Instruction:
Examine the entries and show every line in which the word "with" is found.

(Rows from a dataset of pages and code)

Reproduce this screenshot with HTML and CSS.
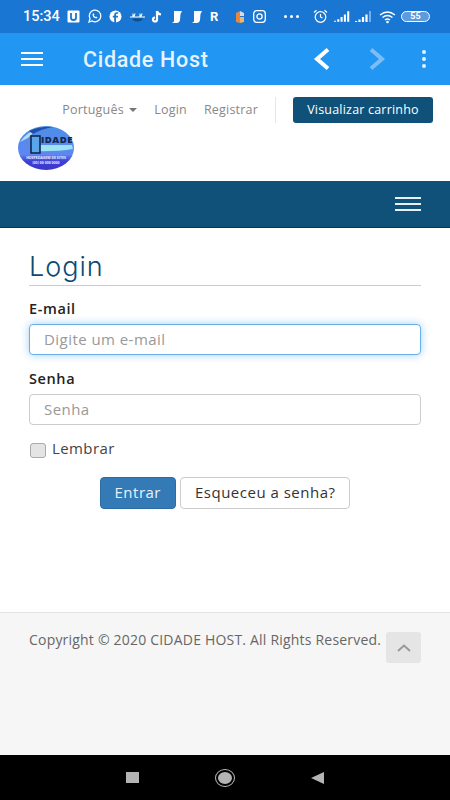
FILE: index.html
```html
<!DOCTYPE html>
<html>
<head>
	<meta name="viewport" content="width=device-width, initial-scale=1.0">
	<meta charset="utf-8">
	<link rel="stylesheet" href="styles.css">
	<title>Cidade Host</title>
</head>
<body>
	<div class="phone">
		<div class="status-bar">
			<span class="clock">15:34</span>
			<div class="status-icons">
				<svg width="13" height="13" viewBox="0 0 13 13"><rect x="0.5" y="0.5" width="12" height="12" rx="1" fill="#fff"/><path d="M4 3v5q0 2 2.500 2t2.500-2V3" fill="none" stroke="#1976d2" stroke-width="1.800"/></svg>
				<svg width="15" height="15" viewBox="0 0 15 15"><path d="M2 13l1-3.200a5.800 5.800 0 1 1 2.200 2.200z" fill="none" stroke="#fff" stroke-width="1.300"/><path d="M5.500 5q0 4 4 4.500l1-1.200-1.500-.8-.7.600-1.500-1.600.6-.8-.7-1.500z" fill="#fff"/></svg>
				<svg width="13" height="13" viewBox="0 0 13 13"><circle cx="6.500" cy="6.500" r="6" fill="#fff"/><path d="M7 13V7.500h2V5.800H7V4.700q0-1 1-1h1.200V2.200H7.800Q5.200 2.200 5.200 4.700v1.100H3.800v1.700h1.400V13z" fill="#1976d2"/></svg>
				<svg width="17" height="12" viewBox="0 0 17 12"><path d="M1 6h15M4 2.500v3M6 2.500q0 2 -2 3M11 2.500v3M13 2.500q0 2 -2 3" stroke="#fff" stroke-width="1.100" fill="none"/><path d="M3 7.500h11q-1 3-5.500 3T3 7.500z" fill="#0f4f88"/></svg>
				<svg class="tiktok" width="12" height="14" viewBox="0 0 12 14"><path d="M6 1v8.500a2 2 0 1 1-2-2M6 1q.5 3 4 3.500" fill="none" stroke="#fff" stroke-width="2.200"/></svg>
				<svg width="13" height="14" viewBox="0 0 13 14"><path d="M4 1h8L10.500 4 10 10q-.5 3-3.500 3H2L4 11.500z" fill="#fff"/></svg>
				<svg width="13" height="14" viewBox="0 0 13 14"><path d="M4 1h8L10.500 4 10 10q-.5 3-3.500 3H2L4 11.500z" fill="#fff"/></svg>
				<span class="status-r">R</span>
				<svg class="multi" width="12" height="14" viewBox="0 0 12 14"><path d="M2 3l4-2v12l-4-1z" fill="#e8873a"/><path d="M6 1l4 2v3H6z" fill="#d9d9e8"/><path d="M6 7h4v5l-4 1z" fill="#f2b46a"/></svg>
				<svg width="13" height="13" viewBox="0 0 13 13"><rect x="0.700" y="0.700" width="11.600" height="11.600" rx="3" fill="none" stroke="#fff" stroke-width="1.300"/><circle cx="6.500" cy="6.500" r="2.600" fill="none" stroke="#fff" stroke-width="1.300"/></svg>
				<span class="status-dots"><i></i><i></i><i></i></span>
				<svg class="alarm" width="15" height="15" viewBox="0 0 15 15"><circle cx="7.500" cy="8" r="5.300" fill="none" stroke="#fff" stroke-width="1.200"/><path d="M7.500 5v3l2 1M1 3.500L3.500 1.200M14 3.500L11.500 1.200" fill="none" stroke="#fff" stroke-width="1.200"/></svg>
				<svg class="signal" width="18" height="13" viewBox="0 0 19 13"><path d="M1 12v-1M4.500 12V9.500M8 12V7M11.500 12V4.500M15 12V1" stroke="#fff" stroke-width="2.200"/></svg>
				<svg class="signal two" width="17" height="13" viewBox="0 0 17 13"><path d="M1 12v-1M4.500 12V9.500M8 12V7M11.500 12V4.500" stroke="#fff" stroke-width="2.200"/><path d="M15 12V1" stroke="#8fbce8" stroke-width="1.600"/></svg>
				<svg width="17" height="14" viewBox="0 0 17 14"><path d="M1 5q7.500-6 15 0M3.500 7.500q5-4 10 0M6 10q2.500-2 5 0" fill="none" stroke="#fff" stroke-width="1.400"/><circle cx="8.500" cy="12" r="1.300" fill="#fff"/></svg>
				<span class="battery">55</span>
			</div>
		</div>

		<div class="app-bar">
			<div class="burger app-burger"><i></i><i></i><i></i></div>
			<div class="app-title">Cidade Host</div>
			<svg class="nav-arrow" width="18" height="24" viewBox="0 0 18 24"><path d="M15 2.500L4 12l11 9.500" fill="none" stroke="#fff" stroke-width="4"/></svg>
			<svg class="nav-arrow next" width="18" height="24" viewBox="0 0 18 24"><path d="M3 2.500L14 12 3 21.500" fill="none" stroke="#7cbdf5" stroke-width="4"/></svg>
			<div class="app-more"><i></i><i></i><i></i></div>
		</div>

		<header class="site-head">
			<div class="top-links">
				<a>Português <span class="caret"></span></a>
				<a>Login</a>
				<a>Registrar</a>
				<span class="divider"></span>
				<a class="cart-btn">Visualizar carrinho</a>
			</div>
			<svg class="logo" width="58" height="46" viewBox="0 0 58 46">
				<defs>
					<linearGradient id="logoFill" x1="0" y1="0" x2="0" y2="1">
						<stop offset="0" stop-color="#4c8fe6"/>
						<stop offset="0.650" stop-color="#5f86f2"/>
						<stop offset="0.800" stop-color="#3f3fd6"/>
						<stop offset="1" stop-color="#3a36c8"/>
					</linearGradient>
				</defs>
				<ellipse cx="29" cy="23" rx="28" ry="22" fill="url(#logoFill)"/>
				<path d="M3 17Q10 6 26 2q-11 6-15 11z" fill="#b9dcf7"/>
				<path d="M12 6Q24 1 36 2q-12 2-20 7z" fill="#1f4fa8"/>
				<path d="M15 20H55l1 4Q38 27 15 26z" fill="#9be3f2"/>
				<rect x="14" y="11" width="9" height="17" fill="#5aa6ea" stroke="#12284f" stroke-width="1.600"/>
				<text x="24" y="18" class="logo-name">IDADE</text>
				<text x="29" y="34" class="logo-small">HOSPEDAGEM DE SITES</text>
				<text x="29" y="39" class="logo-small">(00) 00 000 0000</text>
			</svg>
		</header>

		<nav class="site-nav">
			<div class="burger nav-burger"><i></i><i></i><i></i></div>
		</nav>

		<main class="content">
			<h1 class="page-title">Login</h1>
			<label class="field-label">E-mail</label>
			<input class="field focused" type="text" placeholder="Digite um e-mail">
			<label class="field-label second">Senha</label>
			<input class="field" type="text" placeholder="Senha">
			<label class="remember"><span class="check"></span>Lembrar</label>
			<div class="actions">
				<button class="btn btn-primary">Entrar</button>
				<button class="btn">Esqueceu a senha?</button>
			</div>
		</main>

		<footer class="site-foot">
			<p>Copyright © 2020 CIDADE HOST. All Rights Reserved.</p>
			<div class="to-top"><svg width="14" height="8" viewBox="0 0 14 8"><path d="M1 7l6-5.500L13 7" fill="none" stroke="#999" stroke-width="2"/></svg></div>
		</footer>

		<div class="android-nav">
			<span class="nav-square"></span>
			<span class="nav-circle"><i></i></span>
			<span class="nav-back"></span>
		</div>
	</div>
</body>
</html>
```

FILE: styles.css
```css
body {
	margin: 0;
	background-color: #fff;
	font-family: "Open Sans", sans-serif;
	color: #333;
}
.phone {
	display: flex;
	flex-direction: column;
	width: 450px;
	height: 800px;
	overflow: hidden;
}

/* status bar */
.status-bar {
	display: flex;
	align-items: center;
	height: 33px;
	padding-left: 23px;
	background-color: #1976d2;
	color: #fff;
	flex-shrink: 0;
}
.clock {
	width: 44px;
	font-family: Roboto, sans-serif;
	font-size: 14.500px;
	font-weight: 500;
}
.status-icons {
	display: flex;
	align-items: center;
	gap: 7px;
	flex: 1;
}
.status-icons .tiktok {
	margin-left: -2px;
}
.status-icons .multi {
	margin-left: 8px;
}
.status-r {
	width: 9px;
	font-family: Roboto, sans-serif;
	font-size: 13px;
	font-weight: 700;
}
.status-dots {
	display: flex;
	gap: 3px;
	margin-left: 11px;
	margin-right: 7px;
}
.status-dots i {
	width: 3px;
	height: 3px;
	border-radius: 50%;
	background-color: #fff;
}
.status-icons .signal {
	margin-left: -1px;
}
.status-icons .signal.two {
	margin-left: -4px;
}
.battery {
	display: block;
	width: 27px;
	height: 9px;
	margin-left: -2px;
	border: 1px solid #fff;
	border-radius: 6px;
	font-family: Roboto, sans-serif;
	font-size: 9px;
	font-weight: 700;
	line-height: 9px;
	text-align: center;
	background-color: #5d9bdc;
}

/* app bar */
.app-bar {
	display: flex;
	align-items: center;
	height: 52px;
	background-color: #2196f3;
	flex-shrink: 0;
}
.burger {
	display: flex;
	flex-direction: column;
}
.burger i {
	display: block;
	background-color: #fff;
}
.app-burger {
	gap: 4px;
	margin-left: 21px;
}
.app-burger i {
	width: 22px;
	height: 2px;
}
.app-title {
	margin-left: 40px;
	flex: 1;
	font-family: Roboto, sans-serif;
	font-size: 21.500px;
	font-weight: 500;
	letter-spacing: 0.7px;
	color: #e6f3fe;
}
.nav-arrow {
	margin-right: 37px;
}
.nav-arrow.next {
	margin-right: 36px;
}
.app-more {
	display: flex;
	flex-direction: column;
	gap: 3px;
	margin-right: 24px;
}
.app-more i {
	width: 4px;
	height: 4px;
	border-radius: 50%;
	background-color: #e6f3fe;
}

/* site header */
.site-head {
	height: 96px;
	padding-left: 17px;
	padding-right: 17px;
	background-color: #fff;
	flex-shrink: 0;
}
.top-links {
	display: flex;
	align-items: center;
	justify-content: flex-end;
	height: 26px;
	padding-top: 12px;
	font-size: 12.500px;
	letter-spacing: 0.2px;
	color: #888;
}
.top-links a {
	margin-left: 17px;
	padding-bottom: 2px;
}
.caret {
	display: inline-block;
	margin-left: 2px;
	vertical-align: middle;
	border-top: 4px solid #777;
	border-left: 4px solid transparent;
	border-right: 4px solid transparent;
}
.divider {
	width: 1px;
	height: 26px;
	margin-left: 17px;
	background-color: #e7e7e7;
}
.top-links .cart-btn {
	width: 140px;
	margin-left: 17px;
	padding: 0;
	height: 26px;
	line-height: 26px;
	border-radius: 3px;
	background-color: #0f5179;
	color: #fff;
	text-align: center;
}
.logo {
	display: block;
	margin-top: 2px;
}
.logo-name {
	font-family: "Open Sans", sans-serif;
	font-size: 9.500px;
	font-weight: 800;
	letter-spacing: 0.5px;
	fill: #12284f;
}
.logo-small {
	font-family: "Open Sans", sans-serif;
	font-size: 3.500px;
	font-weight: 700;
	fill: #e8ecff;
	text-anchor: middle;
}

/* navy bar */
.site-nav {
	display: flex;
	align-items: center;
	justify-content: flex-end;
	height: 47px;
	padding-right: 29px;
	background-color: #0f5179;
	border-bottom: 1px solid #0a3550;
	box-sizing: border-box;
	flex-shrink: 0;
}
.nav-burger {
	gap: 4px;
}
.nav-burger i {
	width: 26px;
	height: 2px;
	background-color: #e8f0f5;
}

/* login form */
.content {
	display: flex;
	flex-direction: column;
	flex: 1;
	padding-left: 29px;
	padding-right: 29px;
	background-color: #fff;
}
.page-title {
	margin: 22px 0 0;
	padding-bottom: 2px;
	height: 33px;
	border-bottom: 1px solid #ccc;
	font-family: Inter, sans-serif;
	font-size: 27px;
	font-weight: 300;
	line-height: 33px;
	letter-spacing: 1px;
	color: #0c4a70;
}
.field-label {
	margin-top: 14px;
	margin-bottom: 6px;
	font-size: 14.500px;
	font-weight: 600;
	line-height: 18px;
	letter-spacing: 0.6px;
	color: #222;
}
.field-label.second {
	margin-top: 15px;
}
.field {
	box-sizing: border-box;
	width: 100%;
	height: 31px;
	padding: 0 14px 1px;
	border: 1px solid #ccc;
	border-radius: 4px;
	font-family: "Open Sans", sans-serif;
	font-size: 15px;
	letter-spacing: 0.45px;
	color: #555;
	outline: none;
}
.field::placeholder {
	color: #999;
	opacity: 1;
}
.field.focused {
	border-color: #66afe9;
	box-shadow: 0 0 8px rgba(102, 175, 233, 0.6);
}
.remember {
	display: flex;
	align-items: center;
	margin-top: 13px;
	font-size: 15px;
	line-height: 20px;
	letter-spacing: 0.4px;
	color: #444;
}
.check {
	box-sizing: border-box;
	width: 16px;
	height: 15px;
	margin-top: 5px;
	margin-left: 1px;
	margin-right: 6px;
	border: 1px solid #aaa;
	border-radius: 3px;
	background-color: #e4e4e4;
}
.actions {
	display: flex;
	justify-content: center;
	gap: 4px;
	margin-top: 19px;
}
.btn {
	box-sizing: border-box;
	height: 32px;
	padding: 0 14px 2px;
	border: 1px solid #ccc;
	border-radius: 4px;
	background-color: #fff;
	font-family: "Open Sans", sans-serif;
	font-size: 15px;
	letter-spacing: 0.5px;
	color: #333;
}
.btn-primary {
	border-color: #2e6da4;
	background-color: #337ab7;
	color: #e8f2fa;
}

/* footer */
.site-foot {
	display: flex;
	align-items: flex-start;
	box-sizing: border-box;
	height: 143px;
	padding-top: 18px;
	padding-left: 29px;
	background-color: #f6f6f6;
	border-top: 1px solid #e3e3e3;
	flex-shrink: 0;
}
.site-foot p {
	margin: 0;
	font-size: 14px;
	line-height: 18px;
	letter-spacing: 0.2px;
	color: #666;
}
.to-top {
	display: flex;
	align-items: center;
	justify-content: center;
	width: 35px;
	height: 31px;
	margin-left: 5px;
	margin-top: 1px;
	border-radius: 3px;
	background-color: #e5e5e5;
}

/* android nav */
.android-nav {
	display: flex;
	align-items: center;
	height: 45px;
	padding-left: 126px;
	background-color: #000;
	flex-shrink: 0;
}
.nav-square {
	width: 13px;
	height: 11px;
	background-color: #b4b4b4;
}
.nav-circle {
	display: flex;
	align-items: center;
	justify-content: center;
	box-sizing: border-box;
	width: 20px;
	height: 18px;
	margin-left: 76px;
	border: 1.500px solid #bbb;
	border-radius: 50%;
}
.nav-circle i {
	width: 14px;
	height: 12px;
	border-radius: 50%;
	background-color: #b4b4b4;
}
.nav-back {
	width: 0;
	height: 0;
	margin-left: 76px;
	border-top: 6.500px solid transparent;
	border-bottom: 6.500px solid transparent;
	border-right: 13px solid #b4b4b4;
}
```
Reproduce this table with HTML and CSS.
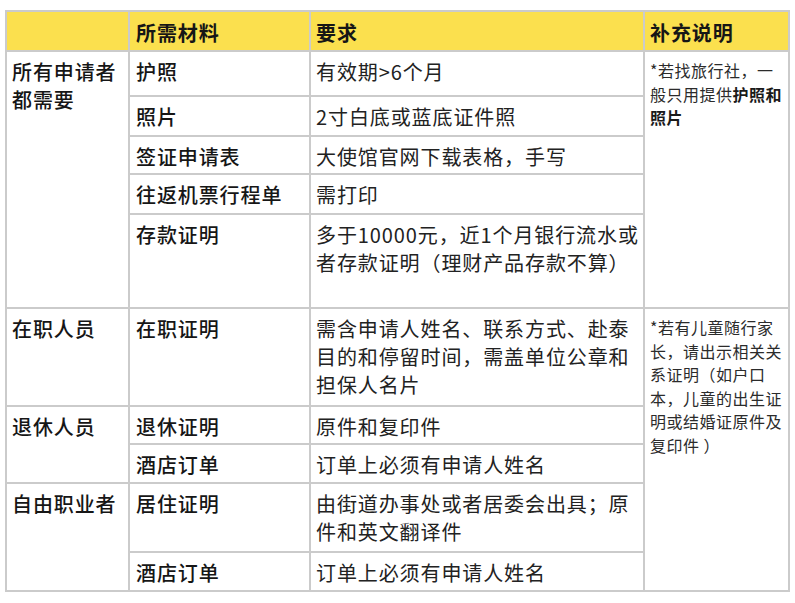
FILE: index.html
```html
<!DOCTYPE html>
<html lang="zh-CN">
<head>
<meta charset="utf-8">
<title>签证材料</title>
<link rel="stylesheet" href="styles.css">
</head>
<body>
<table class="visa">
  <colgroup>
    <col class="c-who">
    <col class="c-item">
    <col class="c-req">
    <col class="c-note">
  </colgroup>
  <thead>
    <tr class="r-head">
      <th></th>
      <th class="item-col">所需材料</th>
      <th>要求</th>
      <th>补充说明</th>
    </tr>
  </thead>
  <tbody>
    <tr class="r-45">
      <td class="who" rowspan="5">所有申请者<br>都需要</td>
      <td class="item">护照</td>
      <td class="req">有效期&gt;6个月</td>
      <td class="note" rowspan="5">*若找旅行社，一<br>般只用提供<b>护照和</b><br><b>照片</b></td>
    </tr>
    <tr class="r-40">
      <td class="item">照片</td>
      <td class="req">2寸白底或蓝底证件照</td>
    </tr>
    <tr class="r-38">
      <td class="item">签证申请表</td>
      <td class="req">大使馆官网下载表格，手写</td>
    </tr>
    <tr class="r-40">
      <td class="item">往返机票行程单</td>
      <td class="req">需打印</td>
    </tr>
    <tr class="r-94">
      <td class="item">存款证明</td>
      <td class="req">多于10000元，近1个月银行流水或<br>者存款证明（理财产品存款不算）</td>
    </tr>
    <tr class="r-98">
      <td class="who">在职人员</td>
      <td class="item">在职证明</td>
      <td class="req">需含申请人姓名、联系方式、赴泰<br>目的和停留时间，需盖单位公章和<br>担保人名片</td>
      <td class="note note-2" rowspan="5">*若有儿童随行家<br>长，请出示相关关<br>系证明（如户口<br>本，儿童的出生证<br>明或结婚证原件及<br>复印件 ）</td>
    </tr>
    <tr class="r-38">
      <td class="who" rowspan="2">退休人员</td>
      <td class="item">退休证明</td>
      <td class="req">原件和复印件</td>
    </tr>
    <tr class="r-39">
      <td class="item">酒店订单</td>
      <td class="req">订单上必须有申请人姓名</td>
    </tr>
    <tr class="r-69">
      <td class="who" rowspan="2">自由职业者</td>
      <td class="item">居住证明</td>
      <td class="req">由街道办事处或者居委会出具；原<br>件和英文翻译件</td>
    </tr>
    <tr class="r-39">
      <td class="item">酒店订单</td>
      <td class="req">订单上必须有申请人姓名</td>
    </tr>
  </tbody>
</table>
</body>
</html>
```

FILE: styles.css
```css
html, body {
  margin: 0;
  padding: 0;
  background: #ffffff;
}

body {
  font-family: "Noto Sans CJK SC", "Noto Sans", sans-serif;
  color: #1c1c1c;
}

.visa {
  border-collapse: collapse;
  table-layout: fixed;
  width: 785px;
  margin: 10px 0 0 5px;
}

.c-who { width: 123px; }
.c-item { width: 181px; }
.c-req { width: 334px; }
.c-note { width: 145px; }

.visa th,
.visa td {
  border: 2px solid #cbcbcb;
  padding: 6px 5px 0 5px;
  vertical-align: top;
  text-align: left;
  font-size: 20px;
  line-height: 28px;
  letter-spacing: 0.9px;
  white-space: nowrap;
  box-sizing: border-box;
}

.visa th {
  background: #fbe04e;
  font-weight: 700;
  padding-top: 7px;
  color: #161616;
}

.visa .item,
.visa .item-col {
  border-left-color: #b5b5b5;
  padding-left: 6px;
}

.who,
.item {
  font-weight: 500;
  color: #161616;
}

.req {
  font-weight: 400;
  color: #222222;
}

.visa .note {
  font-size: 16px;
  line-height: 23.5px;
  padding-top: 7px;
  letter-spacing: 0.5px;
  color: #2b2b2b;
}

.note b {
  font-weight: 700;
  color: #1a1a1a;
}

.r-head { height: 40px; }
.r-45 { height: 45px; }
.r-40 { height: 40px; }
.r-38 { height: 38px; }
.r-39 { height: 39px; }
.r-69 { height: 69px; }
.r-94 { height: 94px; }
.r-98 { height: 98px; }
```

Reply:
Reproduce this screenshot with HTML and CSS.
Reproduce this table with HTML and CSS.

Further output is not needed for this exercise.